Posted November 28, 2004 – 8:37 pm by Yakov Shafranovich in Linux, Programming

One of the more fun things to do for Linux sysadmins is dealing with corrupted RPM databases. RPM or “Redhat Package Manager” was invented by Redhat to allow for easier management of installed programs and dependicies on Linux systems.

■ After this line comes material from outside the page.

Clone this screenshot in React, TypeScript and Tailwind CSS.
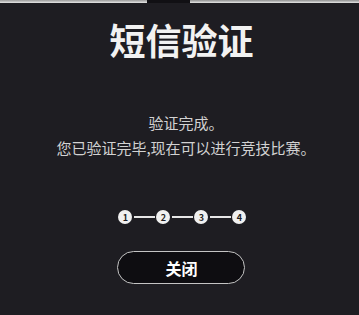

In my specific case, one of our servers running Fedora Core 2 somehow got its RPM database corrupted. The recommended remedy is running “rpm -vv –rebuilddb” to rebuild the RPM database from the sources. In our case it was so bad, that everything was corrupted. Luckily, Redhat systems run a cron job daily to record the list of all RPM packages in the system and place that in the “/var/log/rpmpckgs” file. So the solution was as follows:

1. Backup the /var/lib/rpm directory (tar -cf somefile /var/lib/rpm/).
2. Erase the RPM files (rm /var/lib/rpm/* -f).
3. Re-init the RPM database (rpm -vv –initdb).
4. Use a script written by Michael Fratoni to parse the package list and rebuild the DB.

The two problems that I had is figuring out that the “/var/lib/rpm” directory needed to be emptied AND that we didn’t have any RPM files on disk (which the script required). Some more patching of the script to download the files first via “wget” helped. The result – an hour of command line work and one recovered RPM database.